* start Provided data *

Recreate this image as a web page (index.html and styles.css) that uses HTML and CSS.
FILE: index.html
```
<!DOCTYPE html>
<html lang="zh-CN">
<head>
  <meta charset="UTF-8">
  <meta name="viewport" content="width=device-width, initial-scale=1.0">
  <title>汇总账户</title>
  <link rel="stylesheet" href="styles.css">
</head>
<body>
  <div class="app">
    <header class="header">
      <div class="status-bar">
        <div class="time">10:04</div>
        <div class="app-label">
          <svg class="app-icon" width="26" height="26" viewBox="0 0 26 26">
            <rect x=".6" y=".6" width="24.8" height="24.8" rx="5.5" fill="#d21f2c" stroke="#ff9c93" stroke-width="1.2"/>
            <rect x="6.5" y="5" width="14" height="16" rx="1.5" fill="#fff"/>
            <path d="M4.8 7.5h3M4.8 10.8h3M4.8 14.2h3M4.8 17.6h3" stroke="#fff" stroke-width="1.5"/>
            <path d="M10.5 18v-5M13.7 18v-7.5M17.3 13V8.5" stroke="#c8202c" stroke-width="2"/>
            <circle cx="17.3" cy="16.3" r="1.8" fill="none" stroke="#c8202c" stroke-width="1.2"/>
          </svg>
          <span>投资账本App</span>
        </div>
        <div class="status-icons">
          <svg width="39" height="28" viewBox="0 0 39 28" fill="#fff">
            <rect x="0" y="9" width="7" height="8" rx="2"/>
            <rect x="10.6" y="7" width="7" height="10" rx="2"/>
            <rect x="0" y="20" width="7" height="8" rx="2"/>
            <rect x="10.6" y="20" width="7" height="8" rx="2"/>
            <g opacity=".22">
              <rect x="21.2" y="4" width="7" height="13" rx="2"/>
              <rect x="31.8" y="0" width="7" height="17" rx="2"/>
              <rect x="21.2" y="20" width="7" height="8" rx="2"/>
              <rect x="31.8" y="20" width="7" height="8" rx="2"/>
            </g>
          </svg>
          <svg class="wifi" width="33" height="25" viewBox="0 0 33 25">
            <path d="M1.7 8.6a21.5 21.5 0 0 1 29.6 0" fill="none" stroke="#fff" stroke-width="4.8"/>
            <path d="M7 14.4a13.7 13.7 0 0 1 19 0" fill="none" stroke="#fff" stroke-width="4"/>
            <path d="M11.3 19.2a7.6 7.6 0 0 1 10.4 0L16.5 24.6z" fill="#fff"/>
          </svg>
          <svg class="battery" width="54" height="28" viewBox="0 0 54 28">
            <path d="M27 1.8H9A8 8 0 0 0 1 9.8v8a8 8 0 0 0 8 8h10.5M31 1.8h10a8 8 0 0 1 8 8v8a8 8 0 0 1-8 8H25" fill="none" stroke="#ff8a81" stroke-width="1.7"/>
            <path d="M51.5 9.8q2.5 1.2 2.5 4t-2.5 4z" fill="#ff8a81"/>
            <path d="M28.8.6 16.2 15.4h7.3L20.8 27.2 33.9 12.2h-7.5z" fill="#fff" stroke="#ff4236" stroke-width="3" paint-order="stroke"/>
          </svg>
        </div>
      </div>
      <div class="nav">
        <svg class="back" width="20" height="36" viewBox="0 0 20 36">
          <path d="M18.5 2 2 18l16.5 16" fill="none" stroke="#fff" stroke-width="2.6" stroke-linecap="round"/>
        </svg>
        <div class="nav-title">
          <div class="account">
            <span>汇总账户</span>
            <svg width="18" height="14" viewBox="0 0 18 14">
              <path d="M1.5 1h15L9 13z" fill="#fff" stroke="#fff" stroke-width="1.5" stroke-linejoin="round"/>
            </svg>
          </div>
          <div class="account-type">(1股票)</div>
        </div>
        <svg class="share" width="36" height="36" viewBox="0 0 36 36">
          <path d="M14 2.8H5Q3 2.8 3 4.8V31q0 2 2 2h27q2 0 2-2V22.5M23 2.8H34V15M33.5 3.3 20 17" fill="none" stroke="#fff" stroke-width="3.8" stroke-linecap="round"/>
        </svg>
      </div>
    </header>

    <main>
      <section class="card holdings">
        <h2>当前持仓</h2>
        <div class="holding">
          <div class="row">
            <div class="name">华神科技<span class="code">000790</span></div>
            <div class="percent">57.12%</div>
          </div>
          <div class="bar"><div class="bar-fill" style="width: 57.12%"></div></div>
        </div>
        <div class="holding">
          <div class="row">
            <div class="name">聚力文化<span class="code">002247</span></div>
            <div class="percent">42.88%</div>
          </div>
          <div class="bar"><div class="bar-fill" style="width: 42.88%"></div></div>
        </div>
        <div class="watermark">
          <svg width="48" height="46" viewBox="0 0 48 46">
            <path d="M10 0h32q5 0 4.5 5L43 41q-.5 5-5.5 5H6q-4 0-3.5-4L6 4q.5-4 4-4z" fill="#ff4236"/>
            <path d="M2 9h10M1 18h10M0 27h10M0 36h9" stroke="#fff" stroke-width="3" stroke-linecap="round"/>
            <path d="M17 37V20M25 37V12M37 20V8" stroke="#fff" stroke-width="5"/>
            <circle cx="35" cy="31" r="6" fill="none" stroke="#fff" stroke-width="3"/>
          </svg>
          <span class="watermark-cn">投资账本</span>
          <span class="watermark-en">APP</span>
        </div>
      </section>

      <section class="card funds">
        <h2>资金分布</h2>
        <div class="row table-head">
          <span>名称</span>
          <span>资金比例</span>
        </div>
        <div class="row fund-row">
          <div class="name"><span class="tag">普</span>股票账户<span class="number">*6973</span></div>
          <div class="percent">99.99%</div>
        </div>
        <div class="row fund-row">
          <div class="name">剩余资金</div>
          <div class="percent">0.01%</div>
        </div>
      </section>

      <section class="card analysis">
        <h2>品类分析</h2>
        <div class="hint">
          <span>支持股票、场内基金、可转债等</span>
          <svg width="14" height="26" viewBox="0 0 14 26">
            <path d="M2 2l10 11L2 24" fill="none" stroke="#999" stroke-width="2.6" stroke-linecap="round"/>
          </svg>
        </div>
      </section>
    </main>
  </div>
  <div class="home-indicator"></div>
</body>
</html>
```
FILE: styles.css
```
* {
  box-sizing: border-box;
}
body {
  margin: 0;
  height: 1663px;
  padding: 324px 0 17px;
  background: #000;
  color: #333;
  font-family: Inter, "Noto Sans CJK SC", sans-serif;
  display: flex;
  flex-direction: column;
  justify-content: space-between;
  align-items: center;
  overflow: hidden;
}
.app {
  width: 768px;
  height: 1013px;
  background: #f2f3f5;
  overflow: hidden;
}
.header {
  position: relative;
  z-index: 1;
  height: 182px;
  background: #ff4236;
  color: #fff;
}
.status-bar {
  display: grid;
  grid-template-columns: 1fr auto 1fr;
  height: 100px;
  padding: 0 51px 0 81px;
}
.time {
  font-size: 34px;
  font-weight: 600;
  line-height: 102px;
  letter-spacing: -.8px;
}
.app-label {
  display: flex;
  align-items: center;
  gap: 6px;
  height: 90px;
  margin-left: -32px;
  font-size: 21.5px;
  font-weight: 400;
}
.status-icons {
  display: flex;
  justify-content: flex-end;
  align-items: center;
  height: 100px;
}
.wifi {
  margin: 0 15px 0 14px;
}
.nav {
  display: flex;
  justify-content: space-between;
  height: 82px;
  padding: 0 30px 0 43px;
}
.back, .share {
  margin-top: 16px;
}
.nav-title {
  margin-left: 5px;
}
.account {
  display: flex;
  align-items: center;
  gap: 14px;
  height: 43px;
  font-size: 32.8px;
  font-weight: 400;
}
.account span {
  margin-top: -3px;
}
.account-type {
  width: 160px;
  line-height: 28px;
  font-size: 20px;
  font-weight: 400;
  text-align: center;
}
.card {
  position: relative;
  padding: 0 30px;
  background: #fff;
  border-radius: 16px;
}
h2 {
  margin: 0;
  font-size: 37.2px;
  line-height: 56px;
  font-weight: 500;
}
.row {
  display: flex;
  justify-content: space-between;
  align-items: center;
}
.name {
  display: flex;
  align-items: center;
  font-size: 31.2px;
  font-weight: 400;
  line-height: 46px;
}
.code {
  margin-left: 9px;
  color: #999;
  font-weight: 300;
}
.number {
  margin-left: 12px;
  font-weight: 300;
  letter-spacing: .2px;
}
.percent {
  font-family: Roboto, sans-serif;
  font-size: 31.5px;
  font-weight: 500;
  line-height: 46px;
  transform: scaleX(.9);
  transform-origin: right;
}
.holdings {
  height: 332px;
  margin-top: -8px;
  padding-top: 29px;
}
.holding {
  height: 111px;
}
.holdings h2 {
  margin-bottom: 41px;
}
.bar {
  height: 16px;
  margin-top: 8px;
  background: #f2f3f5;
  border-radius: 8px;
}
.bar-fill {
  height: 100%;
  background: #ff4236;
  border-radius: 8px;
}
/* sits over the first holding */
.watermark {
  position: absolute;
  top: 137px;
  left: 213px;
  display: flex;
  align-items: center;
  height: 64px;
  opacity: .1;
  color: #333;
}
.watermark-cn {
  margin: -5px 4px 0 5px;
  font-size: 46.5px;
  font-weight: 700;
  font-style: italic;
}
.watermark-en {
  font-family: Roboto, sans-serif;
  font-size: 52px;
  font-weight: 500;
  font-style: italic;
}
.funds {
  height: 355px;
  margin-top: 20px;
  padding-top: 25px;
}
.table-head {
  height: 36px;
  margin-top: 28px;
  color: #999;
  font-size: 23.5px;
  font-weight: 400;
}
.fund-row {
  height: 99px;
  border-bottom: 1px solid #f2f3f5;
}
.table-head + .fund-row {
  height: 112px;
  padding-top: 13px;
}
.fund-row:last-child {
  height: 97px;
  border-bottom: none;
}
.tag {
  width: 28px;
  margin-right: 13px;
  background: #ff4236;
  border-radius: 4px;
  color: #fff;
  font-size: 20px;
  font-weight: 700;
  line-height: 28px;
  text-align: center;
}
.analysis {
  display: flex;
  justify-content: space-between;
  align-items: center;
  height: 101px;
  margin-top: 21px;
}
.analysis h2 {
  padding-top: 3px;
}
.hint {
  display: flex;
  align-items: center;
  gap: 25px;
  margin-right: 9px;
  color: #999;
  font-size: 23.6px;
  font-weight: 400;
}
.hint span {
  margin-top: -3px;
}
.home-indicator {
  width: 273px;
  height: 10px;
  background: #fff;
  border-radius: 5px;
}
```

* end Provided data *
* start Provided data *

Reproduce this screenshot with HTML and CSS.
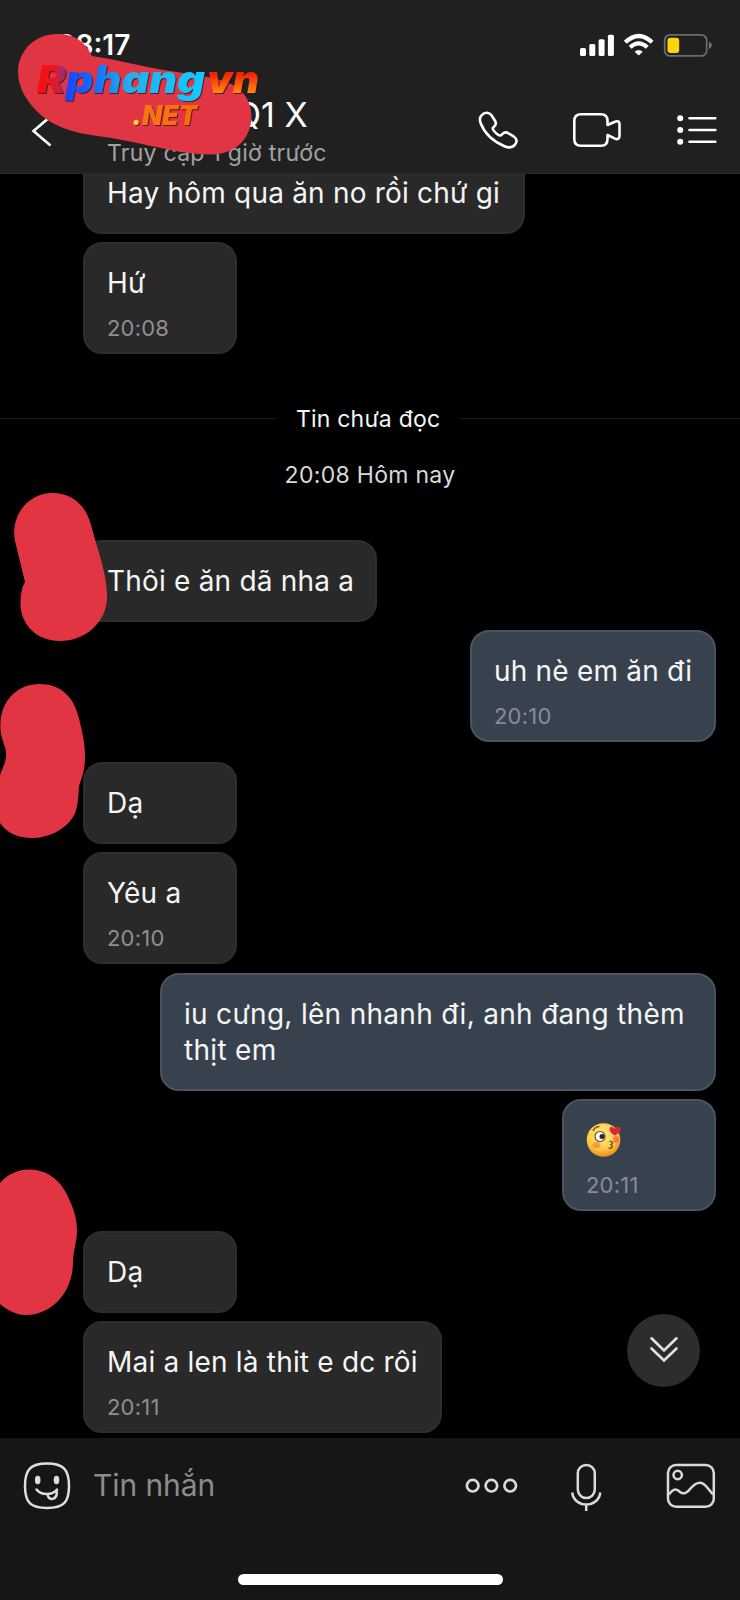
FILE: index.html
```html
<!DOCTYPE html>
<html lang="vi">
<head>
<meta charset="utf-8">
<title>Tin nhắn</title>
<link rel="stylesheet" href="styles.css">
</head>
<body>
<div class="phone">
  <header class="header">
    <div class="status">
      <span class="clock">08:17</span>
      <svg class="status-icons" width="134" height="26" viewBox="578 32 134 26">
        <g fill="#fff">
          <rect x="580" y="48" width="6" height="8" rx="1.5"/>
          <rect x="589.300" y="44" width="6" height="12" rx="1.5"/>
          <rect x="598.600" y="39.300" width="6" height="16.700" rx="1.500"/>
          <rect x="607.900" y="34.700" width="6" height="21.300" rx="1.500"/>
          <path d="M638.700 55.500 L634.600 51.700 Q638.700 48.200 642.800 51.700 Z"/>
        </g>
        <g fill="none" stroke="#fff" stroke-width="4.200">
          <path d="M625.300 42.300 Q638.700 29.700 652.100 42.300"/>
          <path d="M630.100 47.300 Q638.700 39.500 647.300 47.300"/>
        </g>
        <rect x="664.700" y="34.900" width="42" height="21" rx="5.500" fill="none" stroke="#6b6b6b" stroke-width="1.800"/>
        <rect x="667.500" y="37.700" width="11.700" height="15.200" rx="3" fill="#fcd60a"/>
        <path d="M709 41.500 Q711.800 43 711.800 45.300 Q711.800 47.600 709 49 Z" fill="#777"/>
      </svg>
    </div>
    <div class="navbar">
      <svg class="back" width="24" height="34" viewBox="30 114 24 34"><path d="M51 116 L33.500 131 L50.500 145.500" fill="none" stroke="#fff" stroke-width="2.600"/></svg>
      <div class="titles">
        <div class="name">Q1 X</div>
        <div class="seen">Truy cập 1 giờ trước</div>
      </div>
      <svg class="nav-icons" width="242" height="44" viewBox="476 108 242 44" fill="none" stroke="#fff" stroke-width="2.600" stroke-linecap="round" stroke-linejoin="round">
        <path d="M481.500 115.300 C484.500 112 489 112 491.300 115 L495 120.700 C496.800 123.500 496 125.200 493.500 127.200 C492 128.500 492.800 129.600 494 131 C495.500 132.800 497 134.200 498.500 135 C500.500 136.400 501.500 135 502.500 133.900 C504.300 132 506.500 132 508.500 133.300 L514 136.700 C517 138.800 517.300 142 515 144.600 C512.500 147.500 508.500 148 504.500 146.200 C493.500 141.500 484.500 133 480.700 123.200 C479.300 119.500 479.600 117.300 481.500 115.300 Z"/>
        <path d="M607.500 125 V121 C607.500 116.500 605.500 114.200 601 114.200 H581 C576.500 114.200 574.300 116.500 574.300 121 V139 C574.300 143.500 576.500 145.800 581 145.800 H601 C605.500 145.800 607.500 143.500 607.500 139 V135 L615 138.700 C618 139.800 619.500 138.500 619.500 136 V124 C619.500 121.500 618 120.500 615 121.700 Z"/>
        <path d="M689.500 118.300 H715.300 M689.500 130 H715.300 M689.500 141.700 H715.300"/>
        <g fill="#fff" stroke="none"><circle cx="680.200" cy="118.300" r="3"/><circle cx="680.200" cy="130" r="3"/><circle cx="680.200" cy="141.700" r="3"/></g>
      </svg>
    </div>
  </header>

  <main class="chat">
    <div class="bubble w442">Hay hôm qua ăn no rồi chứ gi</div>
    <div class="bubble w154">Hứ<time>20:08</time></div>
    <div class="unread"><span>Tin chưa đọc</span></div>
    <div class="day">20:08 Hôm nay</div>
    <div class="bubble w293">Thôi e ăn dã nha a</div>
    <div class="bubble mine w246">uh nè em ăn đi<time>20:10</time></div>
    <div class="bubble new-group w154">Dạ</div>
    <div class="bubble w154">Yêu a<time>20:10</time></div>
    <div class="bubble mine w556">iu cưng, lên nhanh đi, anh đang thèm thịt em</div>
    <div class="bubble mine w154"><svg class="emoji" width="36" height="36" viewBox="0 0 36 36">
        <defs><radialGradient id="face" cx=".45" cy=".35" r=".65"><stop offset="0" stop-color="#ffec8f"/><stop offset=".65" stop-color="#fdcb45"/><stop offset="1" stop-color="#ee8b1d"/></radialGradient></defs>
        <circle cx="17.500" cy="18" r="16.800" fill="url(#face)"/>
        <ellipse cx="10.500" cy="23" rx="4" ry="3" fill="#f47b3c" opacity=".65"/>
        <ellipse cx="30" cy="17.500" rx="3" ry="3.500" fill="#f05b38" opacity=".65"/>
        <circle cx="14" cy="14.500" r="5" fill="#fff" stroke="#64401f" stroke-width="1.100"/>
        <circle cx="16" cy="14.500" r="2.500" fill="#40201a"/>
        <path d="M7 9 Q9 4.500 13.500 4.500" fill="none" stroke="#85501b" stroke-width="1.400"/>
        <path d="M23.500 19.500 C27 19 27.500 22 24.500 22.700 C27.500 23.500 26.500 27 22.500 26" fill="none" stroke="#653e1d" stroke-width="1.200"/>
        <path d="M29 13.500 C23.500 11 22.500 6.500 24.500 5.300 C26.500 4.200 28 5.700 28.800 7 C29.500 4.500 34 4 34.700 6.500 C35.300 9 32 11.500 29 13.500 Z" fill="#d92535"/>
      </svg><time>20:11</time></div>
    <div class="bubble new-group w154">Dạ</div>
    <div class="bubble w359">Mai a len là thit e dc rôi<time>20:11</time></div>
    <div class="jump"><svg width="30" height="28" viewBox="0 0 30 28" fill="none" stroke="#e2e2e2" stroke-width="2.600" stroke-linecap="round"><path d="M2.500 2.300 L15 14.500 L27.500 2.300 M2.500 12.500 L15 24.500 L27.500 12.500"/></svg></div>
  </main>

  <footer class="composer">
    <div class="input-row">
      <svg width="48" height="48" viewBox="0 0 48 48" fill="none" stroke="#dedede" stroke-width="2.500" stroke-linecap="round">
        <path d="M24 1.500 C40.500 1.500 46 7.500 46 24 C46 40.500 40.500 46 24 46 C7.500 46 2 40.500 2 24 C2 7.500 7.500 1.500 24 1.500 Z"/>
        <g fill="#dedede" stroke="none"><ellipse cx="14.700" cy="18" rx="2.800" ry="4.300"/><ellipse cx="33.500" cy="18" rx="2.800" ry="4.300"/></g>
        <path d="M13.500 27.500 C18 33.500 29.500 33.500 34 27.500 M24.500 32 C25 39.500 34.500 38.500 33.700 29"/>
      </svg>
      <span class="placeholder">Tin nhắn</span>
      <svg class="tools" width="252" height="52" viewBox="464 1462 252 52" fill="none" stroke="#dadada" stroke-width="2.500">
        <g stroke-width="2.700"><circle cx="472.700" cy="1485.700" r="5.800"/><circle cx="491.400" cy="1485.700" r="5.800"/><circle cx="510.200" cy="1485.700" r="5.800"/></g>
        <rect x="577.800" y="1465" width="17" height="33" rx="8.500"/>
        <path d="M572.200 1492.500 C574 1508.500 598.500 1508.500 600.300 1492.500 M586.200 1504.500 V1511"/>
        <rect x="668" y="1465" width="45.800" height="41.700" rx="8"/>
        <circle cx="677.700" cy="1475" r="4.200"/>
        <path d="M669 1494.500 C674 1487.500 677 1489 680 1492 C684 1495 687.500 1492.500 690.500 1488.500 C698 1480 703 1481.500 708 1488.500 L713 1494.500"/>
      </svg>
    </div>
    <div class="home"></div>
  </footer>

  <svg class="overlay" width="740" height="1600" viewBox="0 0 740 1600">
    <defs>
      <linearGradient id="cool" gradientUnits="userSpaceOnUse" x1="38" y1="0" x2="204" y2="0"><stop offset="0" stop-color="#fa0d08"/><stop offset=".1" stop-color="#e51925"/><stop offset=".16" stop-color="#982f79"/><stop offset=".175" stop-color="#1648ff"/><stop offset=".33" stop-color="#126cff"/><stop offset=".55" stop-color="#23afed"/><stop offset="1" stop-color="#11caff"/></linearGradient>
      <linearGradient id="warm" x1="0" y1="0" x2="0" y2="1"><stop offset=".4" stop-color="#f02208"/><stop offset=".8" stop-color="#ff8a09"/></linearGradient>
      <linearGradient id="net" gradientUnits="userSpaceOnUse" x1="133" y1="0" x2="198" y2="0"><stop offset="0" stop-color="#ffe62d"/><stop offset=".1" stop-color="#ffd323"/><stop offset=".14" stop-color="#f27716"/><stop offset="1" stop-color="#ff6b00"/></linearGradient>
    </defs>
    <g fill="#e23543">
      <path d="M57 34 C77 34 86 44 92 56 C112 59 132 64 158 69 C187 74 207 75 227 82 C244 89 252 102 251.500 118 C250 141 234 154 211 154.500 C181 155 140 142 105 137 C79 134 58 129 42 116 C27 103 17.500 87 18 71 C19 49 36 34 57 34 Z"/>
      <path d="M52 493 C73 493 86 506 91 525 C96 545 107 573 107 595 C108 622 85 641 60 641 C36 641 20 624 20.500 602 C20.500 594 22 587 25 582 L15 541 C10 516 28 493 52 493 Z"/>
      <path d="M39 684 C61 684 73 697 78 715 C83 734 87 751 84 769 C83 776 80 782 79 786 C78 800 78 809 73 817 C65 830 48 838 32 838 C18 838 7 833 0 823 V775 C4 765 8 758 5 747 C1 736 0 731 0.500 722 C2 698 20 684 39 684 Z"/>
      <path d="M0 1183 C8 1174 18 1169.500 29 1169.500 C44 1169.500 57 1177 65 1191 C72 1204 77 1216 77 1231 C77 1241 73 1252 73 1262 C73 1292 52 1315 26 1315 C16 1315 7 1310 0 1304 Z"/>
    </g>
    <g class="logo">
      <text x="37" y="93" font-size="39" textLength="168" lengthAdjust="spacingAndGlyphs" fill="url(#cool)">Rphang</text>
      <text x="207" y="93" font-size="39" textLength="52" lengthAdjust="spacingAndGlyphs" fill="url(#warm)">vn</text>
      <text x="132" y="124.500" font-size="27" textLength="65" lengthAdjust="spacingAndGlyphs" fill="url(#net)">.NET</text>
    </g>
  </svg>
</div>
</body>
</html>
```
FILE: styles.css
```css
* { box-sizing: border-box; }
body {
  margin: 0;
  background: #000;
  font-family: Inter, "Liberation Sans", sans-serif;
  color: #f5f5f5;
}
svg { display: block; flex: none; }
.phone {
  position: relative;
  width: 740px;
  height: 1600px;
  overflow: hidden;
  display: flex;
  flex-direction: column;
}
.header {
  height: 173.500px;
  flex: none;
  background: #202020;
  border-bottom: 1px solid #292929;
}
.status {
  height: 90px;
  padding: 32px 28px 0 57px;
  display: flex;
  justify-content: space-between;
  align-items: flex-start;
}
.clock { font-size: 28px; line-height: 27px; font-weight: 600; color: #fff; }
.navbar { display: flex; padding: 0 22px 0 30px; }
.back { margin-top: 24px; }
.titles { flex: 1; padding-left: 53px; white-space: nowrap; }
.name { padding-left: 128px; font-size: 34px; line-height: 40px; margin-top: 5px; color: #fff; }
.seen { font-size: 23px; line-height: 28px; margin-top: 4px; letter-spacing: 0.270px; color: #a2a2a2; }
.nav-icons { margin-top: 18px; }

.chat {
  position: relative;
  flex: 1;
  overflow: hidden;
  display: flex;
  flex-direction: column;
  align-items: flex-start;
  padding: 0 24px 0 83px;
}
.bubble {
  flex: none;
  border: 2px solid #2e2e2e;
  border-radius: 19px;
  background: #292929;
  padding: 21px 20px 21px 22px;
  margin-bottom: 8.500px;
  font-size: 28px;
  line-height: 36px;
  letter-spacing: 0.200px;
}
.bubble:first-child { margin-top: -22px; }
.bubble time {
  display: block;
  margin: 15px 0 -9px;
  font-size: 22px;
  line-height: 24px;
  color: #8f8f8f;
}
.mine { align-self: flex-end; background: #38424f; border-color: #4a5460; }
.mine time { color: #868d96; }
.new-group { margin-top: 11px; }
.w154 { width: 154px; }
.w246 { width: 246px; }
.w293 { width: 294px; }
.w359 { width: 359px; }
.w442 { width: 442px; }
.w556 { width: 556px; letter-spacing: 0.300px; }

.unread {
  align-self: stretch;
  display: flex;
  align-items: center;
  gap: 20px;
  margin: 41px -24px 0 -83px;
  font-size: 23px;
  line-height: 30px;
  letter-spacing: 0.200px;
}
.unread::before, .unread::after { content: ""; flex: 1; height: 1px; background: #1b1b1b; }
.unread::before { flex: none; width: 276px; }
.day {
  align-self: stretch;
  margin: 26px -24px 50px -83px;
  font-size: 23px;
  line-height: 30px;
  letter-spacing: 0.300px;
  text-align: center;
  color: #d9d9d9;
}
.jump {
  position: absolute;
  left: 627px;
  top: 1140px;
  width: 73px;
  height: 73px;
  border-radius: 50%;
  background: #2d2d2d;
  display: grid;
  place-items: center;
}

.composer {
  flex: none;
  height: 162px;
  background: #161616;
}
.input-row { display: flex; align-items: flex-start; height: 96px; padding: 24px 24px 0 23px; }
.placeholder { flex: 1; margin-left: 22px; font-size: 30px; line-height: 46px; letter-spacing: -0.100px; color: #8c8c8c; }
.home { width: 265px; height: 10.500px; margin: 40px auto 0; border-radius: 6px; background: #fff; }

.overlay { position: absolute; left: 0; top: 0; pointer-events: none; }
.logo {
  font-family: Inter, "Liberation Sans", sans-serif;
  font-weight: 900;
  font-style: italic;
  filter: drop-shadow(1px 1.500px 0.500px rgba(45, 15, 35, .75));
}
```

* end Provided data *

*Request*. Return only the count of lines in the records that hold the word "styles".

*Answer to this task*. 5